Back to List Archive

Problems with spider.pl on windows 98 SE

From: Adam Edelman <aedelma(at)not-real.tulane.edu>
Date: Wed Feb 13 2002 - 06:36:47 GMT
I'm having trouble gettting swish to index files once they have been through
spider.pl.  Indexing has worked using a practically identical config file
and swishspider.pl.  I've also tried the spider.pl from the swish version
i'm working with and with the newest version from 2/12/02. I have perl
5.6.1.  Any assistance would be appreciated.  The relevent info follows.
Thanks a lot!

Adam Edelman
--------
swish-e 2.1-dev-25 compiled on Jan 19 2002

Trying to index the following document:
<HTML>Sample document</HTML>
I've already tried larger documents and multiple documents with no success.

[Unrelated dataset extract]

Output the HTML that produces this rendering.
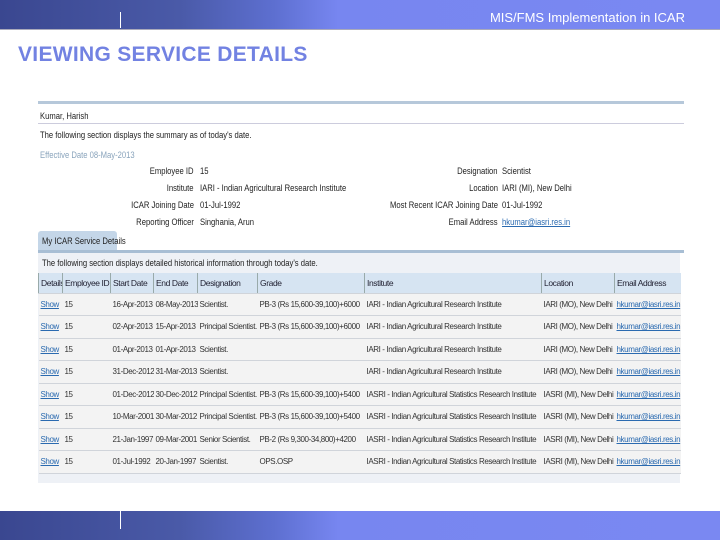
<!DOCTYPE html>
<html><head><meta charset="utf-8"><style>
*{margin:0;padding:0;box-sizing:border-box}
body{width:720px;height:540px;position:relative;background:#fff;font-family:"Liberation Sans",sans-serif;overflow:hidden}
.band{position:absolute;left:0;width:720px;height:29px;background:linear-gradient(90deg,#3a4790 0%,#4a5aa8 25%,#5d6fd0 38%,#7786f0 47%,#7a88f2 100%)}
.hdr{position:absolute;right:35px;top:10px;color:#fff;font-size:13px}
h1{position:absolute;left:18px;top:43px;font-size:21px;font-weight:bold;color:#7282e2;letter-spacing:0.3px}
.s{position:absolute;font-size:9px;color:#222;white-space:nowrap;transform:scaleX(.85);transform-origin:left}
.r{text-align:right;transform-origin:right}
table{position:absolute;left:38px;top:273px;width:642px;border-collapse:collapse;font-size:8px;table-layout:fixed;letter-spacing:-0.4px}
td,th{height:22.5px;white-space:nowrap;overflow:hidden;padding-left:2px;text-align:left;font-weight:normal;border-bottom:1px solid #d0d4da}
th{background:#d6e4f2;height:20px;border-left:1px solid #9aa;color:#223;font-size:8.5px}
tr.d td{background:#f3f3f3;color:#333}
a{color:#2a6ab0;text-decoration:underline}
</style></head><body>
<div class="band" style="top:0"></div>
<div style="position:absolute;left:120px;top:12px;width:1px;height:16px;background:#fff"></div>
<div class="hdr">MIS/FMS Implementation in ICAR</div>
<div style="position:absolute;left:0;top:29px;width:720px;height:1px;background:#aab"></div>
<h1>VIEWING SERVICE DETAILS</h1>
<div style="position:absolute;left:38px;top:101px;width:646px;height:3px;background:#b6c8da"></div>
<div class="s" style="left:40px;top:111px">Kumar, Harish</div>
<div style="position:absolute;left:38px;top:123px;width:646px;height:1px;background:#ccd"></div>
<div class="s" style="left:40px;top:130px">The following section displays the summary as of today's date.</div>
<div class="s" style="left:40px;top:150px;color:#8aa4bc">Effective Date 08-May-2013</div>
<div class="s r" style="right:526px;top:166px">Employee ID</div><div class="s" style="left:200px;top:166px">15</div>
<div class="s r" style="right:526px;top:183px">Institute</div><div class="s" style="left:200px;top:183px">IARI - Indian Agricultural Research Institute</div>
<div class="s r" style="right:526px;top:200px">ICAR Joining Date</div><div class="s" style="left:200px;top:200px">01-Jul-1992</div>
<div class="s r" style="right:526px;top:217px">Reporting Officer</div><div class="s" style="left:200px;top:217px">Singhania, Arun</div>
<div class="s r" style="right:222px;top:166px">Designation</div><div class="s" style="left:502px;top:166px">Scientist</div>
<div class="s r" style="right:222px;top:183px">Location</div><div class="s" style="left:502px;top:183px">IARI (MI), New Delhi</div>
<div class="s r" style="right:222px;top:200px">Most Recent ICAR Joining Date</div><div class="s" style="left:502px;top:200px">01-Jul-1992</div>
<div class="s r" style="right:222px;top:217px">Email Address</div><div class="s" style="left:502px;top:217px"><a>hkumar@iasri.res.in</a></div>
<div style="position:absolute;left:38px;top:231px;width:79px;height:20px;background:#c4d6e8;border-radius:3px 3px 0 0"></div>
<div class="s" style="left:42px;top:236px">My ICAR Service Details</div>
<div style="position:absolute;left:38px;top:250px;width:646px;height:3px;background:#a8bed4"></div>
<div style="position:absolute;left:38px;top:253px;width:642px;height:230px;background:#eef1f6"></div>
<div class="s" style="left:42px;top:258px">The following section displays detailed historical information through today's date.</div>
<table>
<colgroup><col style="width:24px"><col style="width:48px"><col style="width:43px"><col style="width:44px"><col style="width:60px"><col style="width:107px"><col style="width:177px"><col style="width:73px"><col style="width:66px"></colgroup>
<tr><th>Details</th><th>Employee ID</th><th>Start Date</th><th>End Date</th><th>Designation</th><th>Grade</th><th>Institute</th><th>Location</th><th>Email Address</th></tr>
<tr class="d"><td><a>Show</a></td><td>15</td><td>16-Apr-2013</td><td>08-May-2013</td><td>Scientist.</td><td>PB-3 (Rs 15,600-39,100)+6000</td><td>IARI - Indian Agricultural Research Institute</td><td>IARI (MO), New Delhi</td><td><a>hkumar@iasri.res.in</a></td></tr>
<tr class="d"><td><a>Show</a></td><td>15</td><td>02-Apr-2013</td><td>15-Apr-2013</td><td>Principal Scientist.</td><td>PB-3 (Rs 15,600-39,100)+6000</td><td>IARI - Indian Agricultural Research Institute</td><td>IARI (MO), New Delhi</td><td><a>hkumar@iasri.res.in</a></td></tr>
<tr class="d"><td><a>Show</a></td><td>15</td><td>01-Apr-2013</td><td>01-Apr-2013</td><td>Scientist.</td><td></td><td>IARI - Indian Agricultural Research Institute</td><td>IARI (MO), New Delhi</td><td><a>hkumar@iasri.res.in</a></td></tr>
<tr class="d"><td><a>Show</a></td><td>15</td><td>31-Dec-2012</td><td>31-Mar-2013</td><td>Scientist.</td><td></td><td>IARI - Indian Agricultural Research Institute</td><td>IARI (MO), New Delhi</td><td><a>hkumar@iasri.res.in</a></td></tr>
<tr class="d"><td><a>Show</a></td><td>15</td><td>01-Dec-2012</td><td>30-Dec-2012</td><td>Principal Scientist.</td><td>PB-3 (Rs 15,600-39,100)+5400</td><td>IASRI - Indian Agricultural Statistics Research Institute</td><td>IASRI (MI), New Delhi</td><td><a>hkumar@iasri.res.in</a></td></tr>
<tr class="d"><td><a>Show</a></td><td>15</td><td>10-Mar-2001</td><td>30-Mar-2012</td><td>Principal Scientist.</td><td>PB-3 (Rs 15,600-39,100)+5400</td><td>IASRI - Indian Agricultural Statistics Research Institute</td><td>IASRI (MI), New Delhi</td><td><a>hkumar@iasri.res.in</a></td></tr>
<tr class="d"><td><a>Show</a></td><td>15</td><td>21-Jan-1997</td><td>09-Mar-2001</td><td>Senior Scientist.</td><td>PB-2 (Rs 9,300-34,800)+4200</td><td>IASRI - Indian Agricultural Statistics Research Institute</td><td>IASRI (MI), New Delhi</td><td><a>hkumar@iasri.res.in</a></td></tr>
<tr class="d"><td><a>Show</a></td><td>15</td><td>01-Jul-1992</td><td>20-Jan-1997</td><td>Scientist.</td><td>OPS.OSP</td><td>IASRI - Indian Agricultural Statistics Research Institute</td><td>IASRI (MI), New Delhi</td><td><a>hkumar@iasri.res.in</a></td></tr>
</table>
<div class="band" style="top:511px"></div>
<div style="position:absolute;left:120px;top:511px;width:1px;height:18px;background:#fff"></div>
</body></html>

Config file (SwishSpiderConfig.pl):
@servers = (
    {
        base_url    => 'http://arena.internet2.edu/sample.htm',
        email       => 'swish@tulane.edu',
        delay_min   => .001,
        #max_time    => 10,        # Max time to spider in minutes
        max_files   => 2,       # Max Unique URLs to spider
        max_indexed => 1,
         test_url        => \&test_url,
        test_response   => \&test_response,
        filter_content  => \&filter_content,
 debug => DEBUG_URL | DEBUG_SKIPPED | DEBUG_FAILED | DEBUG_INFO
    },);
sub test_url {
    my ( $uri, $server ) = @_;
    return $uri->path =~ /\.html?$/;
}
sub test_response {
    my ( $uri, $server, $response ) = @_;
    return 1;  # ok to index and spider
}
sub filter_content {
   my ( $uri, $server, $response, $content_ref ) = @_;
    return 1;
}
1;

Config file (test.txt):
BumpPositionCounterCharacters |.
MaxWordLimit 80
WordCharacters abcdefghijklmnopqrstuvwxyz0123456789.-
IndexReport 3
IgnoreTotalWordCountWhenRanking yes
IgnoreWords file: c:\\swish-e\\conf\\stopwords\\english.txt
IndexDir c:\\perl\\bin\\perl.exe
SwishProgParameters c:\\swish-e\\spider.pl

And the output:
c:\swish-e>swish-e -c test.txt -S prog -v 3
Indexing Data Source: "External-Program"
Indexing "c:\perl\bin\perl.exe"
c:\swish-e\spider.pl: Reading parameters from 'SwishSpiderConfig.pl'
-- Starting to spider: http://arena.internet2.edu/sample.htm --
?Testing 'test_url' user supplied function #1
'http://arena.internet2.edu:80/sample.htm'
+Passed all 1 tests for 'test_url' user supplied function
?Testing 'test_response' user supplied function #1
'http://arena.internet2.edu:80/sample.htm'
+Passed all 1 tests for 'test_response' user supplied function
>> +Fetched 0 Cnt: 1 http://arena.internet2.edu:80/sample.htm 200 OK
text/html 29 parent:
! Found 0 links in http://arena.internet2.edu:80/sample.htm
Path-Name: http://arena.internet2.edu:80/sample.htm
Content-Length: 29
Last-Mtime: 1013569857
<HTML>Sample document</HTML>c:\swish-e\spider.pl: Max indexed files Reached
Summary for: http://arena.internet2.edu/sample.htm
Total Bytes: 29 (29.0/sec)
Total Docs:   1 (1.0/sec)
Unique URLs:   1 (1.0/sec)
Removing very common words...
no words removed.
Writing main index...
err: No unique words indexed!
.
Received on Wed Feb 13 06:37:21 2002